During a recent interview, the former Archbishop of Canterbury, Dr Rowan Williams was asked to comment on Britain’s religious status. Shrewdly, Dr Williams “said it was important to ‘pick your way quite carefully’ in the debate about the nation’s relationship with Christianity.”

It was interesting to note Dr William’s belief about whether Britain was a Christian country or not. During the same interview, when Dr Williams was pressed for a yes or no answer, he replied, “A Christian country as a nation of believers? No. A Christian country in the sense of still being very saturated by this vision of the world and shaped by it? Yes.”

The debate also included the current Archbishop of Canterbury, Justin Welby. During an interview Welby was asked the same question as to whether Britain is a Christian country. His reply essentially echoed Dr Williams, that is to say, if one goes by the number of pews filled in each service then the answer is no. But if one considers the British system of ethics, law and justice, protection of the poor… these values have been shaped by and founded on Christianity.

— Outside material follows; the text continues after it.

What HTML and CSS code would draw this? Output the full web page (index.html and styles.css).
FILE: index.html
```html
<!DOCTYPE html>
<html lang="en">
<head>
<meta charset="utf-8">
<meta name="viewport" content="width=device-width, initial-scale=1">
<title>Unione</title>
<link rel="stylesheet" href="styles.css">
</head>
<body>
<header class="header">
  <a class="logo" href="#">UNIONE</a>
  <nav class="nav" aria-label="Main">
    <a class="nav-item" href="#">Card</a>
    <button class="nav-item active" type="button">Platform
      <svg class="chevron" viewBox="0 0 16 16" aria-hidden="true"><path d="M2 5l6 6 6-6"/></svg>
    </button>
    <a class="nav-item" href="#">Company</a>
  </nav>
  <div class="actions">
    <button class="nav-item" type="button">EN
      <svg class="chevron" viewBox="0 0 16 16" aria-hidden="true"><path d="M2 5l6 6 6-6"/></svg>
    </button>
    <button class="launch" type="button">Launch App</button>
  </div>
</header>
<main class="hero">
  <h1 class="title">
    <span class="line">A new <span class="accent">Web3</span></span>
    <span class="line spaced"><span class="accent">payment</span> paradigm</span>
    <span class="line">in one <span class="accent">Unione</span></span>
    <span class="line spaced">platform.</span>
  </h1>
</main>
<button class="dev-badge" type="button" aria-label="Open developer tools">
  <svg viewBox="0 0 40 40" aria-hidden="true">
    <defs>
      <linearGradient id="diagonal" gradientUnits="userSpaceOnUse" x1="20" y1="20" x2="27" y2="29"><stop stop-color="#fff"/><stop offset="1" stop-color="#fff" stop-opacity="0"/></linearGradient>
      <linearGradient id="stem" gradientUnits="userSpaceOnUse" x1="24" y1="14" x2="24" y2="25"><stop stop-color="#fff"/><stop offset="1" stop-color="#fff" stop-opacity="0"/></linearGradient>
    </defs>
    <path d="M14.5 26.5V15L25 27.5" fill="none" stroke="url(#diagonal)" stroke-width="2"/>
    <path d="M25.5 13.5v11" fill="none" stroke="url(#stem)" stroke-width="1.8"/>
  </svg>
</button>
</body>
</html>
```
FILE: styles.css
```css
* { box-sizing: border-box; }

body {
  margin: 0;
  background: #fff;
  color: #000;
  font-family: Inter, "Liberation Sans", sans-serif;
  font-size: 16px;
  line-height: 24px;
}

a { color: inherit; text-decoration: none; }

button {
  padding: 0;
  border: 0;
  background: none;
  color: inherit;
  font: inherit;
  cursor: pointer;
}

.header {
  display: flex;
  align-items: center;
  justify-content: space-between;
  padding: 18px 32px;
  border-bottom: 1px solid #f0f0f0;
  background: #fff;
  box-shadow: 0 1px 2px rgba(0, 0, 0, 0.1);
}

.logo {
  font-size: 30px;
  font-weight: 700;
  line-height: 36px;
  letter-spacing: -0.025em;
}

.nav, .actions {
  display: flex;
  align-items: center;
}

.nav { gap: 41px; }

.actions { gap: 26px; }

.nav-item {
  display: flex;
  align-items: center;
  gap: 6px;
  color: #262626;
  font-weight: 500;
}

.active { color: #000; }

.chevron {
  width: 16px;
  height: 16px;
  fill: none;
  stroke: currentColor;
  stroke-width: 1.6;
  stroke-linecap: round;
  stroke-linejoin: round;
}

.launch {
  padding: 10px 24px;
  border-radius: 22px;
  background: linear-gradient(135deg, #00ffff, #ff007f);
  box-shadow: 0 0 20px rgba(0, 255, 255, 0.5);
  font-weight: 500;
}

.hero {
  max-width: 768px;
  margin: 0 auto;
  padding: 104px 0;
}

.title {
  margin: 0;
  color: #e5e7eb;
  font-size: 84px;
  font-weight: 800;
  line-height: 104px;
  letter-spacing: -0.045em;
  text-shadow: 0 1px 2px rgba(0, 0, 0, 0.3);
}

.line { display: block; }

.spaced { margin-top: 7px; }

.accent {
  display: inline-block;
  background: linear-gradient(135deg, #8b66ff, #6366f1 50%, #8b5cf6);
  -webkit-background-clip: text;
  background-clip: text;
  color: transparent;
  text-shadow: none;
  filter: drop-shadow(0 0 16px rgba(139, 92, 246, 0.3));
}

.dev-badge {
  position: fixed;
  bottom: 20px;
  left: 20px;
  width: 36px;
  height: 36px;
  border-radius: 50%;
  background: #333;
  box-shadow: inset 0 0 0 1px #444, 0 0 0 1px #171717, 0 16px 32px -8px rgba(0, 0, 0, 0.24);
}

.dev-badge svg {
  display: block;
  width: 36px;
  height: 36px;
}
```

The Archbishop also stated these values are a historical fact. He further states, “For those in the church as well as for those of other faiths and traditions, history ‘makes for some uncomfortable reading… Its facts are awkward for all of us, but its no use pretending they do not exist… The PM is right on this.”

Whether the PM has ulterior motives behind his religious comments or not, as suggest by this article, the question of whether Britain is still a Christian country should be one that other countries might ask of themselves. 48% of the British public believe Christians are afforded less protection than members of other faiths. 50% are afraid to express their beliefs due the rise of religious fundamentalism.

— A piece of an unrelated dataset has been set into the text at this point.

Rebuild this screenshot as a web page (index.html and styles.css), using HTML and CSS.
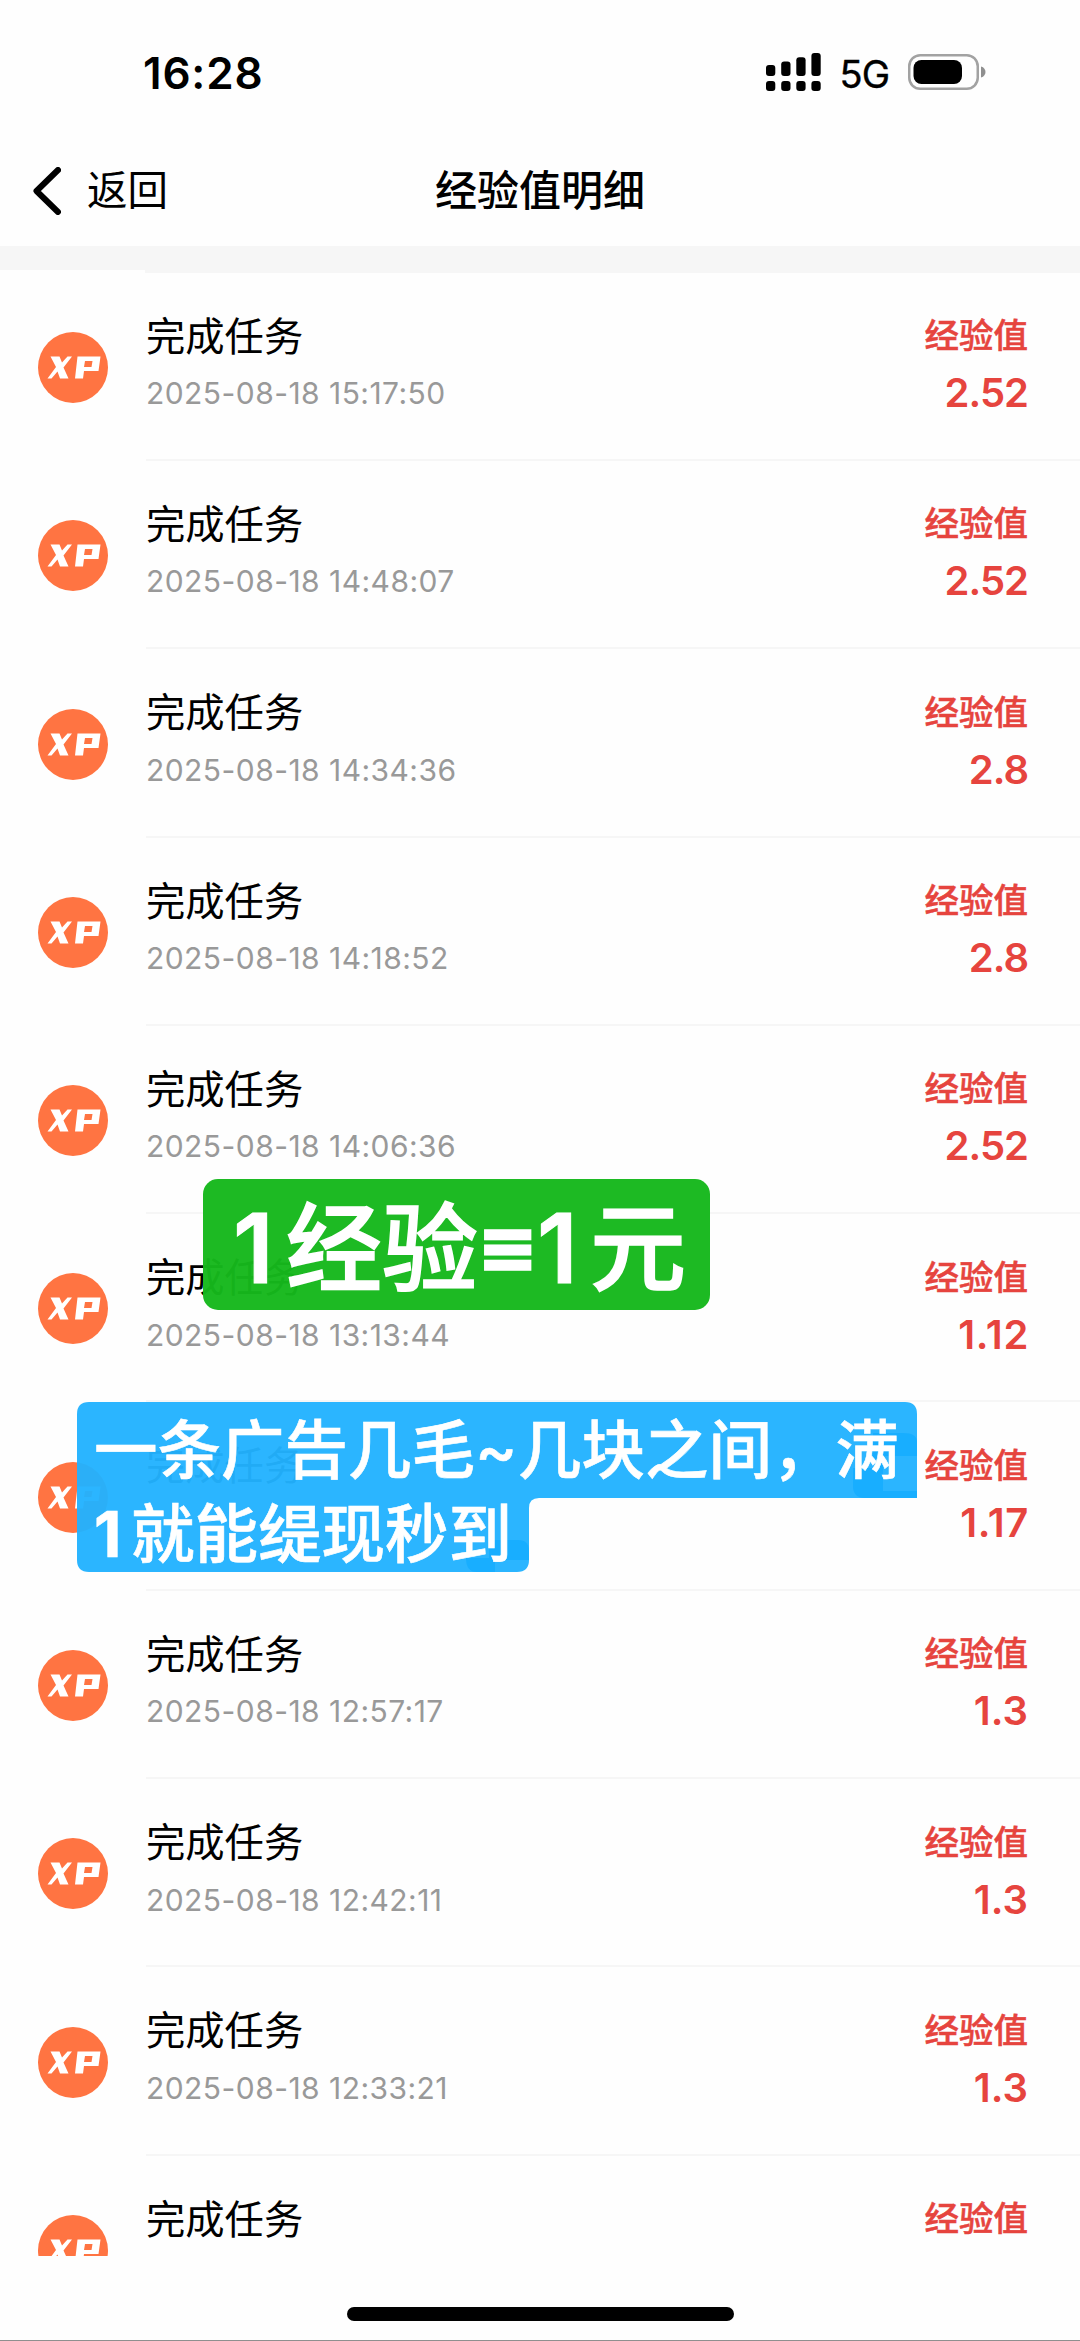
FILE: index.html
```html
<!DOCTYPE html>
<html lang="zh-CN">
<head>
<meta charset="utf-8">
<title>经验值明细</title>
<link rel="stylesheet" href="styles.css">
</head>
<body>
<svg width="0" height="0" class="defs"><defs>
<symbol id="xp" viewBox="0 0 70 71">
<ellipse cx="35" cy="35.500" rx="35" ry="35.500" fill="#ff7442"/>
<path d="M12.500 24.500h9l2.500 6 5.500-6h4.500L25.500 35.500l5 11H22l-2.500-7-6 7H9.500l8.500-11.500z" fill="#fff"/>
<path d="M39.500 24.500h23l-2 14.500H46l-1 7.500h-8zM47 29l-1 6h7.500l1-6z" fill="#fff" fill-rule="evenodd"/>
</symbol></defs></svg>
<div class="phone">
<header class="status">
<span class="time">16:28</span>
<div class="status-right">
<svg class="signal" viewBox="0 0 56 38" width="56" height="38"><rect x="0" y="12" width="9.300" height="11" rx="3"/><rect x="15.200" y="8.600" width="9.300" height="14.400" rx="3"/><rect x="30.300" y="4.300" width="9.300" height="18.700" rx="3"/><rect x="45.400" y="0" width="9.300" height="23" rx="3"/><rect x="0" y="28" width="9.300" height="10" rx="3"/><rect x="15.200" y="28" width="9.300" height="10" rx="3"/><rect x="30.300" y="28" width="9.300" height="10" rx="3"/><rect x="45.400" y="28" width="9.300" height="10" rx="3"/></svg>
<span class="net">5G</span>
<svg class="battery" viewBox="0 0 78 36" width="78" height="36"><rect x="1.250" y="1.250" width="68.500" height="33.500" rx="11" fill="none" stroke="#a2a2a2" stroke-width="2.500"/><rect x="5.500" y="6" width="48.500" height="24" rx="8"/><path d="M73 12.500c6 1.500 6 9.500 0 11z" fill="#8f8f8f"/></svg>
</div>
</header>
<nav class="nav">
<div class="back"><svg viewBox="0 0 28 48" width="28" height="48"><path d="M25 3 3.500 24 25 45" fill="none" stroke="#000" stroke-width="6" stroke-linecap="round" stroke-linejoin="round"/></svg><span>返回</span></div>
<h1>经验值明细</h1>
</nav>
<div class="band"></div>
<main class="list">
<div class="top-line"></div>
<div class="row"><svg class="xp"><use href="#xp"/></svg><div class="body"><div class="info"><b>完成任务</b><time>2025-08-18 15:17:50</time></div><div class="amount"><b>经验值</b><span class="tight">2.52</span></div></div></div>
<div class="row"><svg class="xp"><use href="#xp"/></svg><div class="body"><div class="info"><b>完成任务</b><time>2025-08-18 14:48:07</time></div><div class="amount"><b>经验值</b><span class="tight">2.52</span></div></div></div>
<div class="row"><svg class="xp"><use href="#xp"/></svg><div class="body"><div class="info"><b>完成任务</b><time>2025-08-18 14:34:36</time></div><div class="amount"><b>经验值</b><span class="tight">2.8</span></div></div></div>
<div class="row"><svg class="xp"><use href="#xp"/></svg><div class="body"><div class="info"><b>完成任务</b><time>2025-08-18 14:18:52</time></div><div class="amount"><b>经验值</b><span class="tight">2.8</span></div></div></div>
<div class="row"><svg class="xp"><use href="#xp"/></svg><div class="body"><div class="info"><b>完成任务</b><time>2025-08-18 14:06:36</time></div><div class="amount"><b>经验值</b><span class="tight">2.52</span></div></div></div>
<div class="row"><svg class="xp"><use href="#xp"/></svg><div class="body"><div class="info"><b>完成任务</b><time>2025-08-18 13:13:44</time></div><div class="amount"><b>经验值</b><span class="loose">1.12</span></div></div></div>
<div class="row"><svg class="xp"><use href="#xp"/></svg><div class="body"><div class="info"><b>完成任务</b></div><div class="amount"><b>经验值</b><span class="loose">1.17</span></div></div></div>
<div class="row"><svg class="xp"><use href="#xp"/></svg><div class="body"><div class="info"><b>完成任务</b><time>2025-08-18 12:57:17</time></div><div class="amount"><b>经验值</b><span>1.3</span></div></div></div>
<div class="row"><svg class="xp"><use href="#xp"/></svg><div class="body"><div class="info"><b>完成任务</b><time>2025-08-18 12:42:11</time></div><div class="amount"><b>经验值</b><span>1.3</span></div></div></div>
<div class="row"><svg class="xp"><use href="#xp"/></svg><div class="body"><div class="info"><b>完成任务</b><time>2025-08-18 12:33:21</time></div><div class="amount"><b>经验值</b><span>1.3</span></div></div></div>
<div class="row"><svg class="xp"><use href="#xp"/></svg><div class="body"><div class="info"><b>完成任务</b></div><div class="amount"><b>经验值</b></div></div></div>
</main>
<footer class="home"><i></i></footer>
<div class="sticker green"><span class="one">1</span><span class="word">经验</span><span class="equiv">≡</span><span class="one second">1</span><span class="word">元</span></div>
<div class="sticker blue">
<svg class="shape" viewBox="0 0 840 170" width="840" height="170"><path d="M12 0H828Q840 0 840 12V96H462Q452 96 452 106V158Q452 170 440 170H12Q0 170 0 158V12Q0 0 12 0Z" fill="#22b2ff" fill-opacity=".96"/><path d="M796 31H826Q840 31 840 40V54H806V89H840V96H788Q776 96 776 84V66H796Z" fill="#0aa7ff" fill-opacity=".55"/><path d="M412 138H441Q452 138 452 149V158H418V170H400Q389 170 389 156H412Z" fill="#0aa7ff" fill-opacity=".55"/></svg>
<p>一条广告几毛<span class="tilde">~</span>几块之间，满</p>
<p><span class="one">1</span>就能缇现秒到</p>
</div>
</div>
</body>
</html>
```
FILE: styles.css
```css
* { box-sizing: border-box; }
body { margin: 0; background: #fefefe; color: #000; font-family: Inter, "Noto Sans CJK SC", sans-serif; }
.defs { position: absolute; }
.phone { position: relative; width: 1080px; height: 2341px; display: flex; flex-direction: column; overflow: hidden; border-bottom: 1px solid #8f8f8f; }
.status { height: 136px; display: flex; justify-content: space-between; padding: 0 94px 0 143px; }
.time { font-size: 44px; font-weight: 600; line-height: 54px; padding-top: 46px; letter-spacing: .8px; }
.status-right { display: flex; align-items: flex-start; }
.signal { margin-top: 53px; }
.net { font-size: 38px; line-height: 46px; margin: 51px 19px 0 18px; letter-spacing: -1px; -webkit-text-stroke: .4px #000; }
.battery { margin-top: 54px; }
.nav { height: 110px; display: grid; grid-template-columns: 1fr auto 1fr; align-items: center; }
.back { display: flex; align-items: center; gap: 26px; padding-left: 33px; font-size: 40.500px; line-height: 60px; }
.nav h1 { margin: 0; font-size: 42px; line-height: 60px; font-weight: 500; }
.band { height: 24px; background: #f6f6f6; flex: none; }
.list { height: 1985.500px; flex: none; overflow: hidden; }
.top-line { height: 2.700px; margin-left: 145px; background: #f6f6f6; }
.row { height: 188.300px; display: flex; }
.xp { width: 70px; height: 71px; margin: 59.300px 38.500px 0 37.500px; flex: none; }
.body { flex: 1; display: flex; justify-content: space-between; padding: 0 52px 0 0; border-bottom: 2px solid #f6f6f6; }
.info, .amount { display: flex; flex-direction: column; }
.info b { font-size: 39.300px; line-height: 58px; font-weight: 400; margin-top: 35px; }
.info time { font-size: 30px; line-height: 36px; color: #999; margin-top: 9.500px; letter-spacing: .45px; }
.amount { align-items: flex-end; color: #e6443e; }
.amount b { font-size: 34.500px; line-height: 50px; font-weight: 500; margin-top: 38.500px; -webkit-text-stroke: .5px #e6443e; }
.amount span { font-size: 40px; line-height: 48px; font-weight: 600; margin-top: 8px; }
.amount .tight { letter-spacing: -1px; }
.amount .loose { letter-spacing: .7px; margin-right: -1px; }
.home { flex: 1; display: flex; justify-content: center; padding-top: 51px; }
.home i { width: 387px; height: 14px; border-radius: 7px; background: #000; }
.sticker { position: absolute; color: #fff; white-space: nowrap; }
.green { left: 203px; top: 1179px; width: 507px; height: 131px; border-radius: 15px; background: rgba(22,184,28,.97); display: flex; align-items: center; padding: 8px 0 0 30px; font-size: 96px; font-weight: 500; line-height: 131px; }
.green span { flex: none; }
.green .word { -webkit-text-stroke: 1.500px #fff; }
.green .one { width: 53px; font-weight: 600; -webkit-text-stroke: 1px #fff; }
.green .equiv { width: 59px; padding-left: 4px; font-family: "Liberation Sans", sans-serif; font-size: 88px; font-weight: 700; -webkit-text-stroke: 4.500px #fff; }
.green .second { width: 53px; }
.blue { left: 77px; top: 1402px; width: 840px; height: 170px; padding: 5.500px 0 0 17px; font-size: 63.500px; font-weight: 500; }
.shape { position: absolute; left: 0; top: 0; }
.blue p { position: relative; margin: 0; height: 84px; line-height: 84px; display: flex; -webkit-text-stroke: .6px #fff; }
.blue span { flex: none; }
.blue .tilde { width: 43px; }
.blue .one { width: 37px; font-weight: 700; }
```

How does this affect a country such as Canada? What will our religious landscape look like in twenty years and what sort of protection will the various faiths enjoy?

Source: CBC NewsWorld

4 thoughts on “Revised – David Cameron’s ‘Christian country’ remarks fuel mini media frenzy

  1. The third to last paragraph really stood out in your post. While the article focuses on Britain, I wonder if this very thing could be said of our Western countries too? And, I am not sure if it is so much a stumbling “upon its own Christian identity” as perhaps a reshaping or rethinking. Williams talks about that in his article when he says, “A Christian country in the sense of still being very much saturated by this vision of the world and shaped by it? Yes.” Further, he also says, “…this could also lead to people discovering Christianity afresh…because it’s not ‘the boring old stuff that we learnt at school and have come to despise’…there is a curiosity about Christianity”. I think what stood out in the article itself was this sense that the label “Christianity” is not the brush they want to be painted with.

    • Hi Jared,
      Dave here. My blog was cut-off so you didn’t catch the last part of what I wrote, which was to ask – will the same thing happen in Canada?

      I am not sure what is happening in England. Europe seems to be about twenty years ahead of us here in North America, socially speaking. I think it is rather ironic that Judaeo-Christian values are what shaped England and Canada to begin with.

      I am not sure if the question of a label as a ‘Christian’ country has anything to do with immigration or not.

      • Thanks for mentioning that your blog was cutoff, I think your question is a valuable one. I think your point about the irony of Judaeo-Chrisitan values are what shaped England and Canada to begin is also valuable insight. As I was looking through articles to write on, one caught my attention about the fact that if Christianity is going to remain strong it will have to hold more firmly to its past (I don’t remember where I read this, but it should be accredited to someone other than me). It seems like your immigration question is wrestling with that: using the past to anchor us for the future.

  2. He’s right, England is a Christian country, just as France for a long time was a Roman Catholic country. It’s a fact! I love David Cameron, you’re very lucky to have him as your prime minister in England!